Fiannaca was a good, kind man of few words and sound judgment, but it was known far and wide that it was unwise to deny his requests.

“Because it makes me angry,” Gregorio Gulisano explained between clenched teeth. “How can this be? For years he’s been boring us with the fact that his difficulty in urination makes him fat as a pig, he tells us in such great detail about the medical examination he got in Palermo that it’s coming out of our ears for two days, he explains how he can only fuck when he’s lying on his back and not like the rest of the human race, and then he comes here tonight and starts pissing every half an hour, so that I can’t follow the game anymore.”

“And you, Marchese, how do you explain it?” asked Fiannaca, continuing his mediation.

“It’s all because of four miraculous pears that Santo La Matina gave my father. And now, with your leave, may I?”

“And there you have it,” Don Filippo concluded. “That was how your father, who worked a parcel of our land as a sharecropper, became known. My father and yours liked each other very much and often talked. And when Santo found out that I was so fat that I had trouble moving, he said he had a remedy for it, and sent me the pears. Then, when I ran out of pears, I went personally to ask for more. And so the two of us set out from your house and rode for two hours, going out past the Crasto mountain and finally up Dead Man’s mountain. It was a desolate spot; even snakes avoided it. We started descending the slope, which was all rocks, and at a certain point the gorge was blocked by a great many boulders. We tied up the horses and slid into a hole. Coming out on the other side, I thought I was in the Garden of Eden. It was barely two acres of land, but it had everything: nectarines, pearlets, sorbs, peaches, oranges, lemons, grapes, sweet almonds, bitter almonds, pistachios, as well as chickpeas still green, tomatoes, fava beans, peas . . . There they were, all these things, one beside the other, in profusion, regardless of the season. How the hell Santo did this, only he knew.”

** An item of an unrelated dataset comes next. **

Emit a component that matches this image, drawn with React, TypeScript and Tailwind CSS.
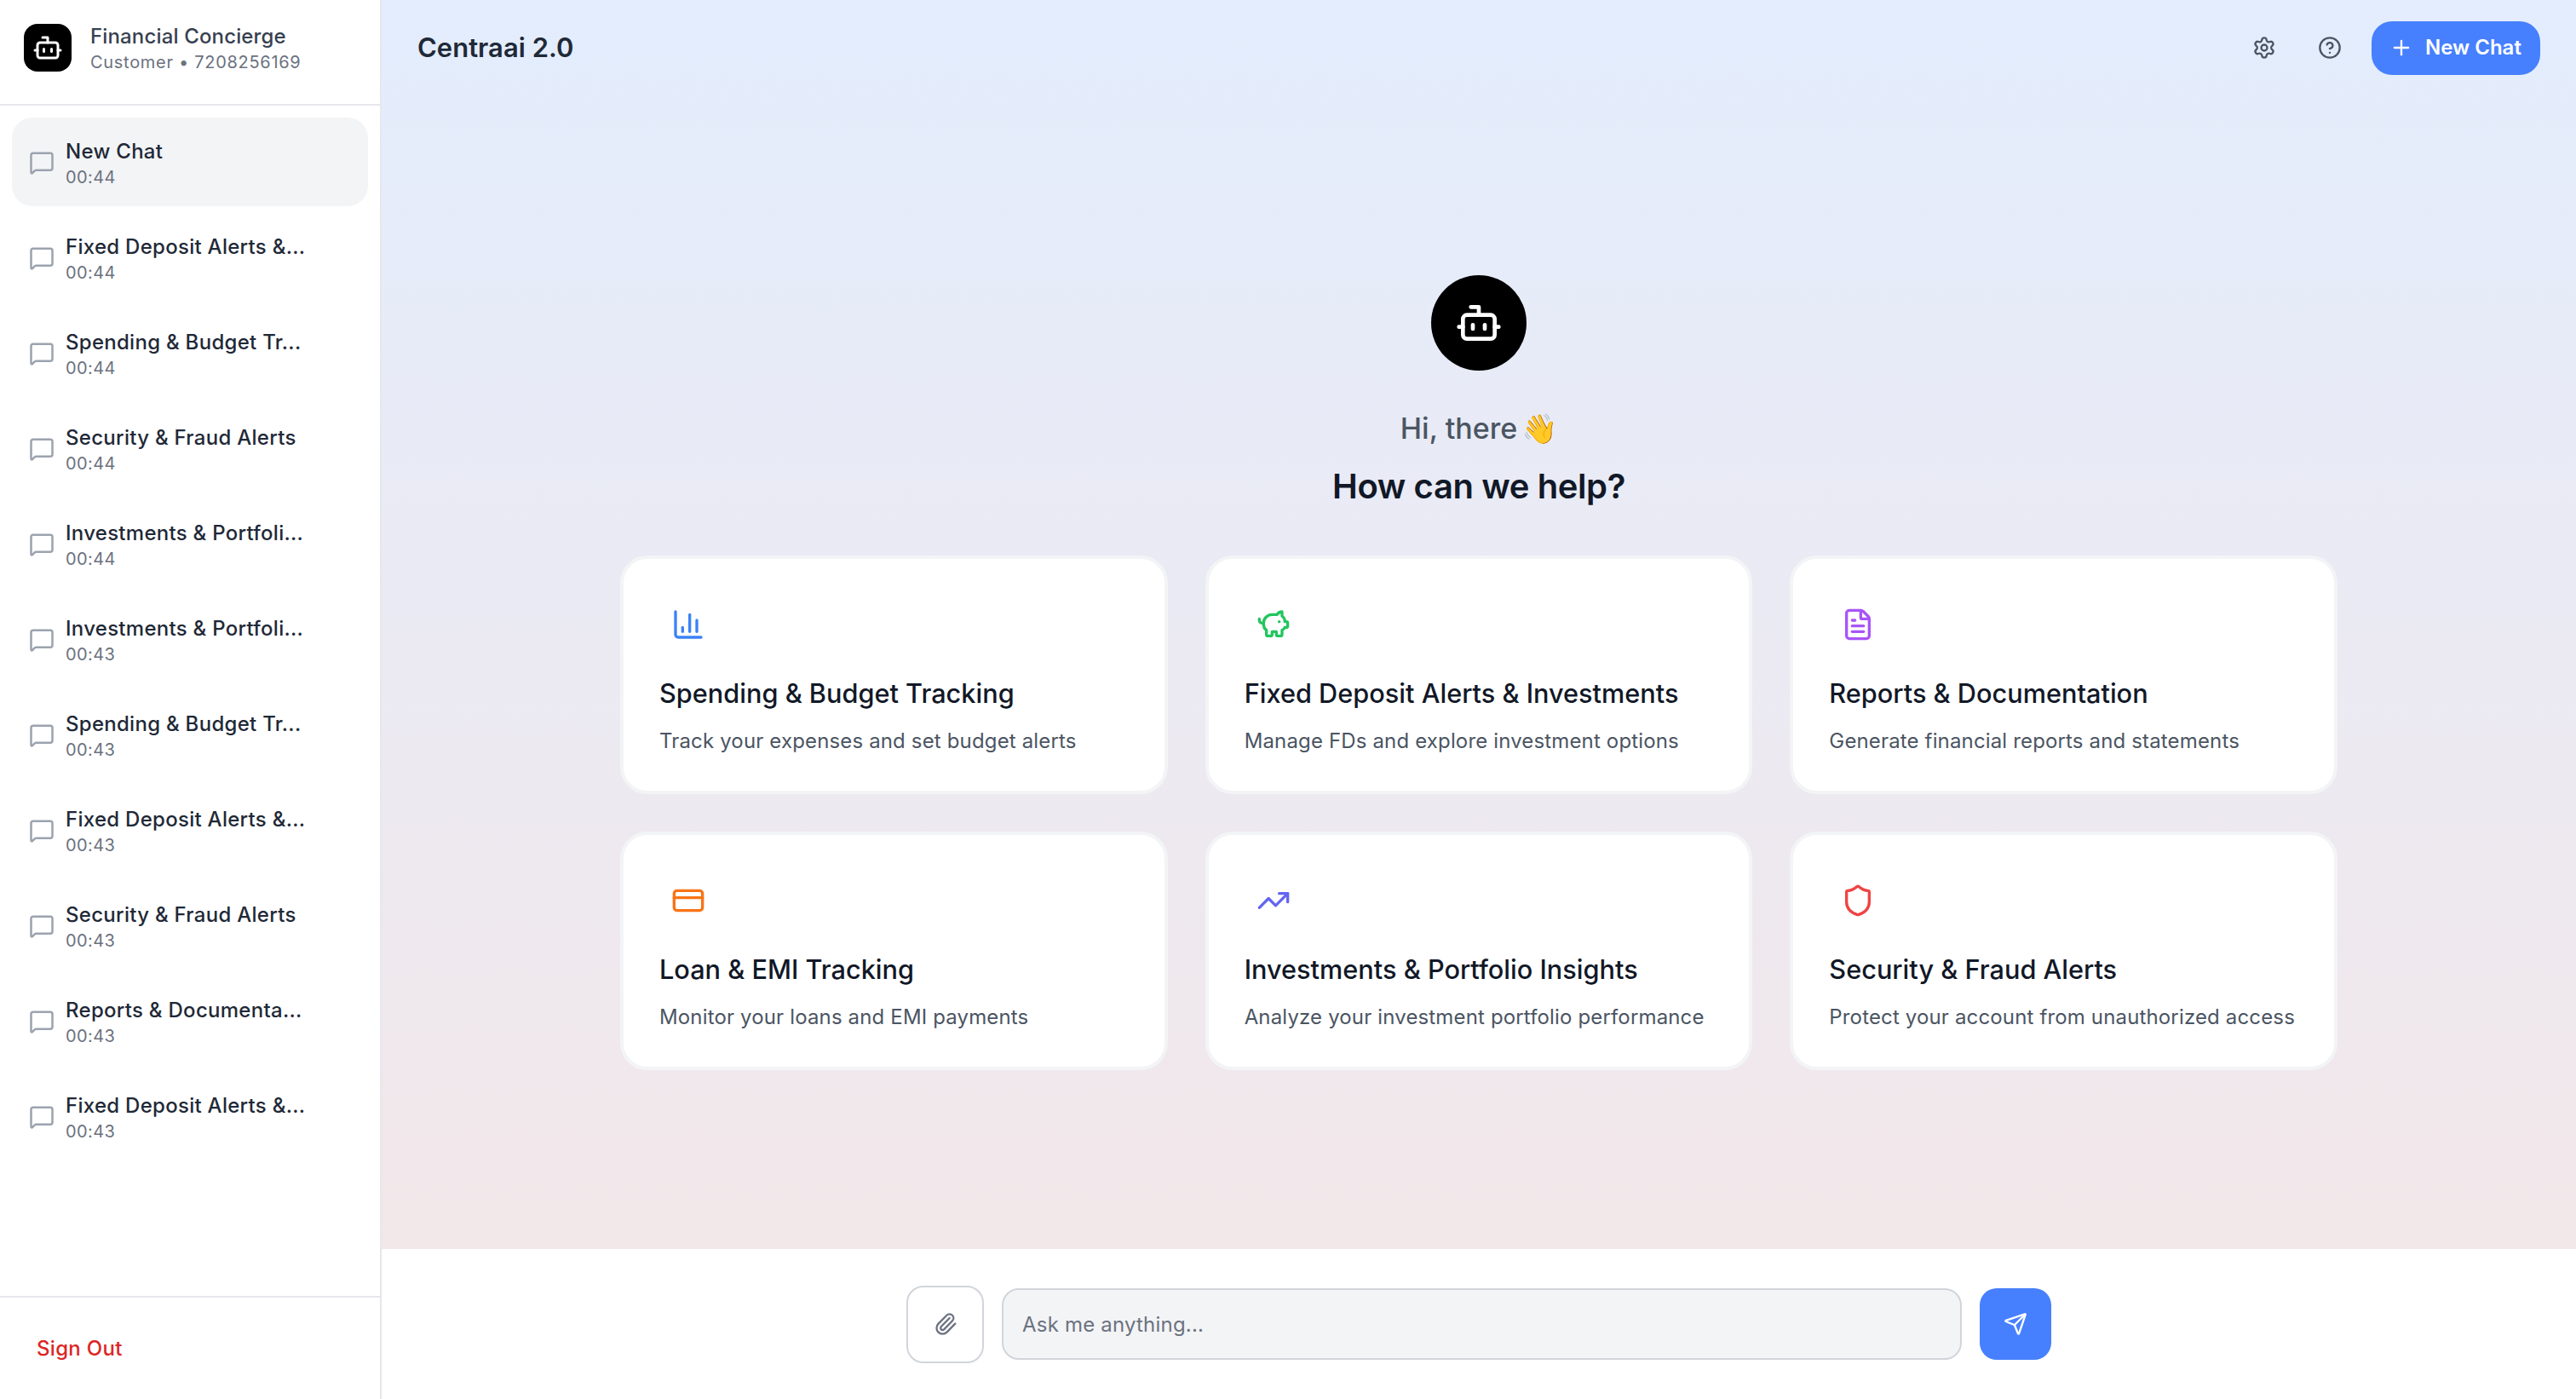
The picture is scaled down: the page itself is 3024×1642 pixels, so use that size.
import {
  Bot,
  ChartColumn,
  CircleHelp,
  CreditCard,
  FileText,
  MessageSquare,
  Paperclip,
  PiggyBank,
  Plus,
  Send,
  Settings,
  Shield,
  TrendingUp,
} from "lucide-react";

const chats = [
  { title: "New Chat", time: "00:44", active: true },
  { title: "Fixed Deposit Alerts &...", time: "00:44" },
  { title: "Spending & Budget Tr...", time: "00:44" },
  { title: "Security & Fraud Alerts", time: "00:44" },
  { title: "Investments & Portfoli...", time: "00:44" },
  { title: "Investments & Portfoli...", time: "00:43" },
  { title: "Spending & Budget Tr...", time: "00:43" },
  { title: "Fixed Deposit Alerts &...", time: "00:43" },
  { title: "Security & Fraud Alerts", time: "00:43" },
  { title: "Reports & Documenta...", time: "00:43" },
  { title: "Fixed Deposit Alerts &...", time: "00:43" },
];

const cards = [
  {
    icon: <ChartColumn size={40} className="text-[#3b82f6]" />,
    title: "Spending & Budget Tracking",
    text: "Track your expenses and set budget alerts",
  },
  {
    icon: <PiggyBank size={40} className="text-[#22c55e]" />,
    title: "Fixed Deposit Alerts & Investments",
    text: "Manage FDs and explore investment options",
  },
  {
    icon: <FileText size={40} className="text-[#a855f7]" />,
    title: "Reports & Documentation",
    text: "Generate financial reports and statements",
  },
  {
    icon: <CreditCard size={40} className="text-[#f97316]" />,
    title: "Loan & EMI Tracking",
    text: "Monitor your loans and EMI payments",
  },
  {
    icon: <TrendingUp size={40} className="text-[#6366f1]" />,
    title: "Investments & Portfolio Insights",
    text: "Analyze your investment portfolio performance",
  },
  {
    icon: <Shield size={40} className="text-[#ef4444]" />,
    title: "Security & Fraud Alerts",
    text: "Protect your account from unauthorized access",
  },
];

const Sidebar = () => (
  <aside className="flex h-full w-[448px] shrink-0 flex-col border-r-2 border-[#e5e7eb] bg-white">
    <div className="h-[124px] shrink-0 border-b-2 border-[#e5e7eb] px-[28px] pt-[28px]">
      <div className="flex h-[56px] items-center gap-[22px]">
        <div className="flex size-[56px] items-center justify-center rounded-[16px] bg-black">
          <Bot size={36} className="text-white" />
        </div>
        <div className="mt-[2px] flex flex-col">
          <span className="text-[24px] leading-[32px] font-medium tracking-[0.15px] text-[#374151]">
            Financial Concierge
          </span>
          <span className="text-[20px] leading-[28px] tracking-[0.7px] text-[#6b7280]">Customer • 7208256169</span>
        </div>
      </div>
    </div>
    <div className="flex flex-1 flex-col gap-[8px] p-[14px]">
      {chats.map((chat, index) => (
        <div
          key={index}
          className={`flex h-[104px] shrink-0 items-center gap-[13px] rounded-[24px] pl-[20px] ${
            chat.active ? "bg-[#f3f4f6]" : ""
          }`}
        >
          <MessageSquare size={30} className="mt-[1px] text-[#9ca3af]" />
          <div className="mt-[3px] flex flex-col">
            <span className="text-[24px] leading-[32px] font-medium tracking-[0.28px] text-[#1f2937]">
              {chat.title}
            </span>
            <span className="text-[20px] leading-[28px] tracking-[0.4px] text-[#6b7280]">{chat.time}</span>
          </div>
        </div>
      ))}
    </div>
    <div className="flex h-[121px] shrink-0 items-center border-t-2 border-[#e5e7eb] px-[43px]">
      <span className="text-[24px] font-medium tracking-[0.3px] text-[#dc2626]">Sign Out</span>
    </div>
  </aside>
);

const TopBar = () => (
  <header className="flex h-[112px] shrink-0 items-center justify-between px-[42px]">
    <h1 className="text-[31px] font-semibold text-[#1f2937]">Centraai 2.0</h1>
    <div className="flex items-center">
      <Settings size={28} className="text-[#4b5563]" />
      <CircleHelp size={28} className="ml-[49px] text-[#4b5563]" />
      <button className="ml-[35px] flex h-[63px] w-[198px] items-center gap-[14px] rounded-[24px] bg-[#4680ff] pl-[21px] text-[24px] font-semibold text-white">
        <Plus size={28} />
        New Chat
      </button>
    </div>
  </header>
);

const Hero = () => (
  <section className="flex flex-1 flex-col items-center justify-center">
    <div className="flex size-[112px] items-center justify-center rounded-full bg-black">
      <Bot size={56} className="text-white" />
    </div>
    <p className="mt-[44px] text-[34px] leading-[48px] font-medium text-[#4b5563]">
      Hi, there <span className="ml-[-4px]">👋</span>
    </p>
    <h2 className="mt-[16px] text-[40px] leading-[56px] font-semibold tracking-[-0.4px] text-[#111827]">
      How can we help?
    </h2>
    <div className="mt-[53px] grid w-[2016px] grid-cols-3 gap-[44px]">
      {cards.map((card) => (
        <div key={card.title} className="h-[280px] rounded-[32px] border-4 border-[#f3f4f6] bg-white pt-[43px] pl-[42px]">
          <div className="mb-[25px] w-fit p-[14px]">{card.icon}</div>
          <h3 className="text-[30.7px] leading-[44px] font-medium text-[#111827]">{card.title}</h3>
          <p className="mt-[16px] text-[24px] leading-[36px] tracking-[0.15px] text-[#4b5563]">{card.text}</p>
        </div>
      ))}
    </div>
  </section>
);

const Composer = () => (
  <footer className="flex h-[176px] shrink-0 items-center justify-center gap-[21px] bg-white">
    <button className="flex size-[91px] items-center justify-center rounded-[20px] border-2 border-[#d1d5db] bg-white">
      <Paperclip size={28} className="text-[#6b7280]" />
    </button>
    <input
      placeholder="Ask me anything..."
      className="h-[84px] w-[1127px] rounded-[20px] border-2 border-[#d1d5db] bg-[#f3f4f6] px-[22px] text-[24px] tracking-[0.2px] outline-none placeholder:text-[#6b7280]"
    />
    <button className="flex size-[84px] items-center justify-center rounded-[20px] bg-[#4680ff]">
      <Send size={28} className="text-white" />
    </button>
  </footer>
);

export default function App() {
  return (
    <div className="flex h-screen w-full overflow-hidden bg-white font-[Inter,sans-serif]">
      <Sidebar />
      <main className="flex h-full flex-1 flex-col">
        <div className="flex flex-1 flex-col bg-gradient-to-b from-[#e3edfd] to-[#f2e7e9]">
          <TopBar />
          <Hero />
        </div>
        <Composer />
      </main>
    </div>
  );
}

“He used to fuck the ground and make love to the plants,” Fofò said calmly, after listening impassively to Don Filippo’s reminiscence.

“Are you kidding me?”

“I would never kid you, Don Filippo. I’m telling you something I’ve never told anyone else. I once saw it with my own eyes, when I was pretending to be asleep. He would make an opening in the ground or the trunk of a tree and begin to fuck it. He used his sperm as fertilizer. But he didn’t do it all the time, only on certain nights when a crow he used to talk to would tell him to do it.”

“He used to talk to a bird?!”

“Well, as far as that goes, he also spoke to ants, snakes, lizards, you name it. At first my father seemed batty to me; I thought he was talking to himself.”

“Why is someone who talks to crickets not batty, in your opinion?” asked Don Filippo, polemically holding fast to natural reason.

“But, you see, Don Filippo, the fact is, those animals would answer him.”

“They talked?”

“No, they didn’t actually talk. But they would reply in their own way, with a movement of the body or a sound of their own. But he alone could understand what they were saying. Once, under a scorching sun, he had a three-hour discussion with a lizard.”

Upon hearing this, Don Filippo felt his head begin to spin. He decided to steer the conversation onto more solid ground.

“So, I was saying how your father’s name came to be known. And I should mention that that snake Gulisano had secretly followed me. When I came back to town with my pears, Gulisano, with typical cheek, introduced himself to Santo and said and did what he needed to do so that Santo gave him four fennel bulbs to make him gain weight. In three months’ time, Gulisano and I had both become fashion plates. But the rumor began to spread, and soon everybody started asking Santo for things. Your father didn’t know how to say no, but since he was afraid the garden’s location might be discovered, he would send you into town three times a week to deliver the necessary things to the people who needed them. Do you remember what they used to call you?”